The government's motion is, accordingly, granted.NOTES
 While no objection was made to the admission of the voice spectrograms on the grounds that the taking of voice exemplars, necessary to the preparation of voice spectrograms, violates the Fifth Amendment, the Court notes that United States v. Wade, 388 U.S. 218, 87 S. Ct. 1926, 18 L. Ed. 2d 1149 (1967), appears dispositive. In Wade, the Supreme Court held that compelling the defendant to utter words allegedly spoken by the robber within hearing distance of witnesses did not violate the Fifth Amendment. Wade, supra, at 222-223, 87 S. Ct. 1926.
 The instant case presents a situation wherein due to the scientific nature of the evidence proffered expert testimony is necessarily admissible. Richardson, Evidence § 387 (9th ed. 1964); See, United States v. Sheiner, 410 F.2d 337 (2d Cir. 1969); Jenkins v. United States, 113 U.S.App.D.C. 300, 307 F.2d 637 (1962).
 Voice Identification Research, A Report to the Law Enforcement Assistance Administration, United States Department of Justice, Department of Michigan State Police, East Lansing, Michigan, Grant No. NI 70-004, February, 1971, page 9 (hereinafter cited as Research); See, Presti, High-Speed Sound Spectrograph, 40 Journal of the Acoustical Society of America, 628 (1966).
 See, Kersta, 196 Nature, 1253 (1962).
 "We conclude that the available results are inadequate to establish the reliability of voice identification by spectrograms. ... Procedures exist, as we have suggested, by which the reliability of voice identification methods can be evaluated. We believe that such validation is urgently needed." 47 Journal of the Acoustical Society of America, at 603.
 One commentator, however, mindful of the then-ongoing Tosi study, believed the spectrogram technique to be potentially reliable. Kamine, The Voiceprint Technique, 6 San Diego L.Rev. 213 (1969). See, Cederbaums, Voiceprint Identification: A Scientific and Legal Dilemma, 5 Crim.L.Bull. 323 (1969).
 Transcript of evidentiary hearing on the admissibility of spectrogram analysis, December 15, 1971, pp. 16, 39-44, hereinafter cited as Tr. at ____.
 Tr. at 15.
 Research at 39.
 Tr. at 18; Research at 32.
 Research at 32.
 Tr. at 17.
 Tr. at 17.
 Tr. at 18.
 Tr. at 80-81.
 Tr. at 32.
 Tr. at 27.
 Dr. Tosi testified that the voiceprint identification method relies heavily on the skill of the examiner. Tr. at 35. It is for this reason that Tosi stated that the possibility of an expert of Nash's calibre making a false identification is "negligible." Tr. at 32.
 Tr. at 22.
 Dr. Tosi testified that the 2.4 percent error reported would decrease if the examiner had all the time he or she felt necessary to make a determination. Tr. at 22.
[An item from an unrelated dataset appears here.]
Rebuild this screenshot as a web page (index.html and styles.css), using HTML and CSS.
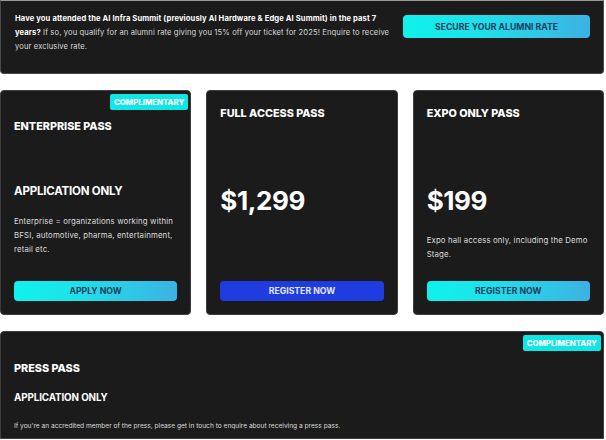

 Dr. Tosi stated that the expected rate of error should be reduced if more words were provided in the sample. Tr. at 23.
 According to Dr. Tosi, "listening in addition to visual inspection will greatly enhance the success of this identification or elimination task." Tr. at 21.
 On May 24, 1971, Dr. Peter Ladefoged, after reading the Tosi study, wrote a letter to Dr. Edward David, the President's Science Advisor, stating his newfound respect for "voiceprint" identification. Dr. Ladefoged also sent copies of this letter to fifty of the leading experts in the field. Based upon his discussions with a number of experts at professional meetings and comments he received on his letter to Dr. David, Dr. Ladefoged testified that the general views of the scientific community regarding spectrograph identification "are substantially as I have presented in the letter as my opinion." Tr. at 99.
 Tr. at 93.
 In light of the latest scientific information on the subject, "voiceprint" identification compares quite favorably with other recognized and admissible forms of scientific identification, such as handwriting analysis, Lewis v. United States, 127 U.S.App.D.C. 269, 382 F.2d 817 (1967), ballistics tests, Goodall v. United States, 86 U.S.App.D.C. 148, 180 F.2d 397, cert. denied, 339 U.S. 987, 70 S. Ct. 1009, 94 L. Ed. 1389 (1950), analysis of boot tracks left at the scene of the crime, McClard v. United States, 386 F.2d 495 (8th Cir. 1967), and the recent use of neutron activation analysis to identify the source of bomb fragments, United States v. Stifel, 433 F.2d 431 (6th Cir.), cert. denied, 401 U.S. 994, 91 S. Ct. 1232, 28 L. Ed. 2d 531 (1970).